* _Supplied information_:
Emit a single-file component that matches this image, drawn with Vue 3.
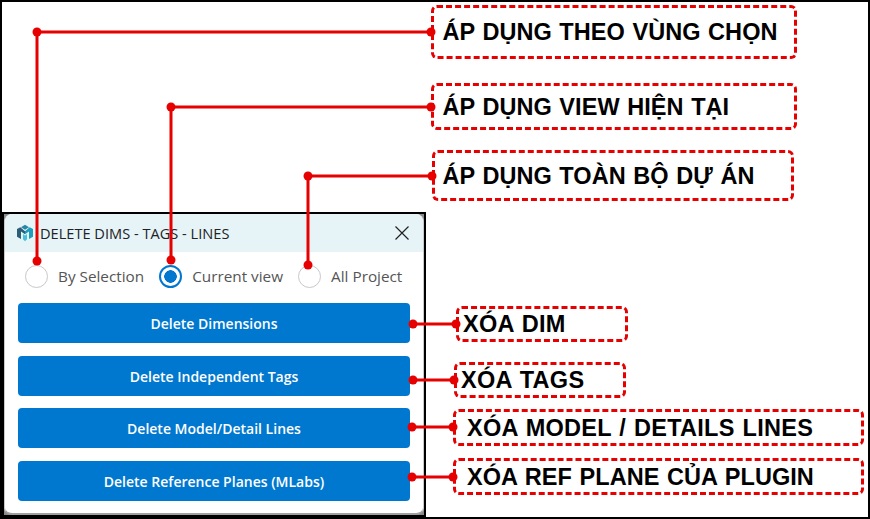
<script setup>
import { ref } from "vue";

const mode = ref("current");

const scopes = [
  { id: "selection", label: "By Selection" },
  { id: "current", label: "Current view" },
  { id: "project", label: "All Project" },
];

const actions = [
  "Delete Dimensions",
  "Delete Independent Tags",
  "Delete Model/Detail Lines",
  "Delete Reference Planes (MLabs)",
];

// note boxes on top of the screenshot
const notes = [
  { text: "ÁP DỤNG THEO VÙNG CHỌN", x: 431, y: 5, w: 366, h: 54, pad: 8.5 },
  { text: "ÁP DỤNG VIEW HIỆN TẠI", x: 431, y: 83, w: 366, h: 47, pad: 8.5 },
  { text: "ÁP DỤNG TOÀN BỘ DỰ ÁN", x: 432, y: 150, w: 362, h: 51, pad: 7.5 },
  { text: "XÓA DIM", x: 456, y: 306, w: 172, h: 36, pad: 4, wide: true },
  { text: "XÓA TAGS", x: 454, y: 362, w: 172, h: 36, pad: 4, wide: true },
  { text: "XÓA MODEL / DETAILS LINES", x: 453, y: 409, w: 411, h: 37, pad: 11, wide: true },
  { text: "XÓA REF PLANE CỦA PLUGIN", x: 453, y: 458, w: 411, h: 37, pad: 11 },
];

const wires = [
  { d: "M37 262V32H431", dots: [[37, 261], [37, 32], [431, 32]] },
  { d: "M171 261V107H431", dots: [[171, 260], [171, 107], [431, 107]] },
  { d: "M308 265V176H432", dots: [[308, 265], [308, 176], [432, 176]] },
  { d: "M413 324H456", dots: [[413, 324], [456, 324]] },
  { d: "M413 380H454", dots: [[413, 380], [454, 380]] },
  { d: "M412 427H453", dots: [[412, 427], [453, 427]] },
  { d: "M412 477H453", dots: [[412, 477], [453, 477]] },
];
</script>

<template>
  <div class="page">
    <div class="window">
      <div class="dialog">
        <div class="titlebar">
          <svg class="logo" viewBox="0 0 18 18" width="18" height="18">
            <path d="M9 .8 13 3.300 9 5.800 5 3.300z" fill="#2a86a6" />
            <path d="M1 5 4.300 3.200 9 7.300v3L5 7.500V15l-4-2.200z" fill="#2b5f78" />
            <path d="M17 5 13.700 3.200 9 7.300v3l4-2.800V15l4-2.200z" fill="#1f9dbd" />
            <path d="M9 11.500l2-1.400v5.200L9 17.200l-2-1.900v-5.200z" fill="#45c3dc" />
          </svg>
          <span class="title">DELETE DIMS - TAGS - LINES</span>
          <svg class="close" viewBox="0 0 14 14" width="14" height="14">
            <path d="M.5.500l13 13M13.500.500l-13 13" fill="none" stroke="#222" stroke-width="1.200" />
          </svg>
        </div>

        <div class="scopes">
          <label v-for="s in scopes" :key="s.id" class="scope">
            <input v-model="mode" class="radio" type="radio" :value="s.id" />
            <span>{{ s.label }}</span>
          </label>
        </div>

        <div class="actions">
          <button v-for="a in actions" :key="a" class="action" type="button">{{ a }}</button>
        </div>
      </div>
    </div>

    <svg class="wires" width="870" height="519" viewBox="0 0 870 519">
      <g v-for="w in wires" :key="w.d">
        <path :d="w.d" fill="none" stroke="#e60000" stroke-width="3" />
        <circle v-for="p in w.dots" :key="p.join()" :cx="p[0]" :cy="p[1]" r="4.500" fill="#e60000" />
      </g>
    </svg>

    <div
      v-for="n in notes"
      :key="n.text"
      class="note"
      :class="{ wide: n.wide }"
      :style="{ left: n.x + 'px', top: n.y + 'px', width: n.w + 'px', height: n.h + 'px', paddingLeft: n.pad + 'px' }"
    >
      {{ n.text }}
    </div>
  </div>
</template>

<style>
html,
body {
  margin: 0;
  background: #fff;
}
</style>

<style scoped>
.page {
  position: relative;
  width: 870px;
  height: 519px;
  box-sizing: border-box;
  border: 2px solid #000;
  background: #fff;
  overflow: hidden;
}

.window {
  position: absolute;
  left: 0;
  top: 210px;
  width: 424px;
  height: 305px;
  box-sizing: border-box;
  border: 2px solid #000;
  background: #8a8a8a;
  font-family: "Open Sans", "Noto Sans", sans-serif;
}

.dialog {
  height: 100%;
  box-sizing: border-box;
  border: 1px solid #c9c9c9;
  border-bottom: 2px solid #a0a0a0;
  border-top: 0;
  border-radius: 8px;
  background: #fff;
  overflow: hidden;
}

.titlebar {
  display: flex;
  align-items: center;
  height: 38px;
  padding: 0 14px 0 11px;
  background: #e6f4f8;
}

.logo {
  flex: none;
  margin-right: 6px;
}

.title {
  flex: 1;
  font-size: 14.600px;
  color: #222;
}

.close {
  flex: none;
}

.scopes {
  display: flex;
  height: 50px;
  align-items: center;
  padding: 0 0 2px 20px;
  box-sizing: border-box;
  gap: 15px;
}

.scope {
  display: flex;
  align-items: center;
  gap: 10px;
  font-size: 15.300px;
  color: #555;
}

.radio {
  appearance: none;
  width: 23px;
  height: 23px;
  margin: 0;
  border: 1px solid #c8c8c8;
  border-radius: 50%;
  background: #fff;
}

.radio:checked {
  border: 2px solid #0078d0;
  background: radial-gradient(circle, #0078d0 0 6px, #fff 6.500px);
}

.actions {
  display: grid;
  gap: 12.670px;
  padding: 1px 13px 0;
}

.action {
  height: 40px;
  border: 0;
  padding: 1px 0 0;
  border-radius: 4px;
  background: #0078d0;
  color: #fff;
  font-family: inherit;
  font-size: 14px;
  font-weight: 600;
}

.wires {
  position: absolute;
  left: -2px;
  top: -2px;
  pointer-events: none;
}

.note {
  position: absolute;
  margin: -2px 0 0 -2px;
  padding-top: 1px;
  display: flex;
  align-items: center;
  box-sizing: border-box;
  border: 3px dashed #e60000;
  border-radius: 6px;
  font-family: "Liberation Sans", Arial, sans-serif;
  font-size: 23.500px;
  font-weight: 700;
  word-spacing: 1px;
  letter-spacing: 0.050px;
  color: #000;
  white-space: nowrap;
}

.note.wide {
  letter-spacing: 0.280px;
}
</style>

* _Challenge_: Quote the preceding listing precisely and completely, omitting its images.

* _Solution to the exercise_:
Emit a single-file component that matches this image, drawn with Vue 3.
<script setup>
import { ref } from "vue";

const mode = ref("current");

const scopes = [
  { id: "selection", label: "By Selection" },
  { id: "current", label: "Current view" },
  { id: "project", label: "All Project" },
];

const actions = [
  "Delete Dimensions",
  "Delete Independent Tags",
  "Delete Model/Detail Lines",
  "Delete Reference Planes (MLabs)",
];

// note boxes on top of the screenshot
const notes = [
  { text: "ÁP DỤNG THEO VÙNG CHỌN", x: 431, y: 5, w: 366, h: 54, pad: 8.5 },
  { text: "ÁP DỤNG VIEW HIỆN TẠI", x: 431, y: 83, w: 366, h: 47, pad: 8.5 },
  { text: "ÁP DỤNG TOÀN BỘ DỰ ÁN", x: 432, y: 150, w: 362, h: 51, pad: 7.5 },
  { text: "XÓA DIM", x: 456, y: 306, w: 172, h: 36, pad: 4, wide: true },
  { text: "XÓA TAGS", x: 454, y: 362, w: 172, h: 36, pad: 4, wide: true },
  { text: "XÓA MODEL / DETAILS LINES", x: 453, y: 409, w: 411, h: 37, pad: 11, wide: true },
  { text: "XÓA REF PLANE CỦA PLUGIN", x: 453, y: 458, w: 411, h: 37, pad: 11 },
];

const wires = [
  { d: "M37 262V32H431", dots: [[37, 261], [37, 32], [431, 32]] },
  { d: "M171 261V107H431", dots: [[171, 260], [171, 107], [431, 107]] },
  { d: "M308 265V176H432", dots: [[308, 265], [308, 176], [432, 176]] },
  { d: "M413 324H456", dots: [[413, 324], [456, 324]] },
  { d: "M413 380H454", dots: [[413, 380], [454, 380]] },
  { d: "M412 427H453", dots: [[412, 427], [453, 427]] },
  { d: "M412 477H453", dots: [[412, 477], [453, 477]] },
];
</script>

<template>
  <div class="page">
    <div class="window">
      <div class="dialog">
        <div class="titlebar">
          <svg class="logo" viewBox="0 0 18 18" width="18" height="18">
            <path d="M9 .8 13 3.300 9 5.800 5 3.300z" fill="#2a86a6" />
            <path d="M1 5 4.300 3.200 9 7.300v3L5 7.500V15l-4-2.200z" fill="#2b5f78" />
            <path d="M17 5 13.700 3.200 9 7.300v3l4-2.800V15l4-2.200z" fill="#1f9dbd" />
            <path d="M9 11.500l2-1.400v5.200L9 17.200l-2-1.900v-5.200z" fill="#45c3dc" />
          </svg>
          <span class="title">DELETE DIMS - TAGS - LINES</span>
          <svg class="close" viewBox="0 0 14 14" width="14" height="14">
            <path d="M.5.500l13 13M13.500.500l-13 13" fill="none" stroke="#222" stroke-width="1.200" />
          </svg>
        </div>

        <div class="scopes">
          <label v-for="s in scopes" :key="s.id" class="scope">
            <input v-model="mode" class="radio" type="radio" :value="s.id" />
            <span>{{ s.label }}</span>
          </label>
        </div>

        <div class="actions">
          <button v-for="a in actions" :key="a" class="action" type="button">{{ a }}</button>
        </div>
      </div>
    </div>

    <svg class="wires" width="870" height="519" viewBox="0 0 870 519">
      <g v-for="w in wires" :key="w.d">
        <path :d="w.d" fill="none" stroke="#e60000" stroke-width="3" />
        <circle v-for="p in w.dots" :key="p.join()" :cx="p[0]" :cy="p[1]" r="4.500" fill="#e60000" />
      </g>
    </svg>

    <div
      v-for="n in notes"
      :key="n.text"
      class="note"
      :class="{ wide: n.wide }"
      :style="{ left: n.x + 'px', top: n.y + 'px', width: n.w + 'px', height: n.h + 'px', paddingLeft: n.pad + 'px' }"
    >
      {{ n.text }}
    </div>
  </div>
</template>

<style>
html,
body {
  margin: 0;
  background: #fff;
}
</style>

<style scoped>
.page {
  position: relative;
  width: 870px;
  height: 519px;
  box-sizing: border-box;
  border: 2px solid #000;
  background: #fff;
  overflow: hidden;
}

.window {
  position: absolute;
  left: 0;
  top: 210px;
  width: 424px;
  height: 305px;
  box-sizing: border-box;
  border: 2px solid #000;
  background: #8a8a8a;
  font-family: "Open Sans", "Noto Sans", sans-serif;
}

.dialog {
  height: 100%;
  box-sizing: border-box;
  border: 1px solid #c9c9c9;
  border-bottom: 2px solid #a0a0a0;
  border-top: 0;
  border-radius: 8px;
  background: #fff;
  overflow: hidden;
}

.titlebar {
  display: flex;
  align-items: center;
  height: 38px;
  padding: 0 14px 0 11px;
  background: #e6f4f8;
}

.logo {
  flex: none;
  margin-right: 6px;
}

.title {
  flex: 1;
  font-size: 14.600px;
  color: #222;
}

.close {
  flex: none;
}

.scopes {
  display: flex;
  height: 50px;
  align-items: center;
  padding: 0 0 2px 20px;
  box-sizing: border-box;
  gap: 15px;
}

.scope {
  display: flex;
  align-items: center;
  gap: 10px;
  font-size: 15.300px;
  color: #555;
}

.radio {
  appearance: none;
  width: 23px;
  height: 23px;
  margin: 0;
  border: 1px solid #c8c8c8;
  border-radius: 50%;
  background: #fff;
}

.radio:checked {
  border: 2px solid #0078d0;
  background: radial-gradient(circle, #0078d0 0 6px, #fff 6.500px);
}

.actions {
  display: grid;
  gap: 12.670px;
  padding: 1px 13px 0;
}

.action {
  height: 40px;
  border: 0;
  padding: 1px 0 0;
  border-radius: 4px;
  background: #0078d0;
  color: #fff;
  font-family: inherit;
  font-size: 14px;
  font-weight: 600;
}

.wires {
  position: absolute;
  left: -2px;
  top: -2px;
  pointer-events: none;
}

.note {
  position: absolute;
  margin: -2px 0 0 -2px;
  padding-top: 1px;
  display: flex;
  align-items: center;
  box-sizing: border-box;
  border: 3px dashed #e60000;
  border-radius: 6px;
  font-family: "Liberation Sans", Arial, sans-serif;
  font-size: 23.500px;
  font-weight: 700;
  word-spacing: 1px;
  letter-spacing: 0.050px;
  color: #000;
  white-space: nowrap;
}

.note.wide {
  letter-spacing: 0.280px;
}
</style>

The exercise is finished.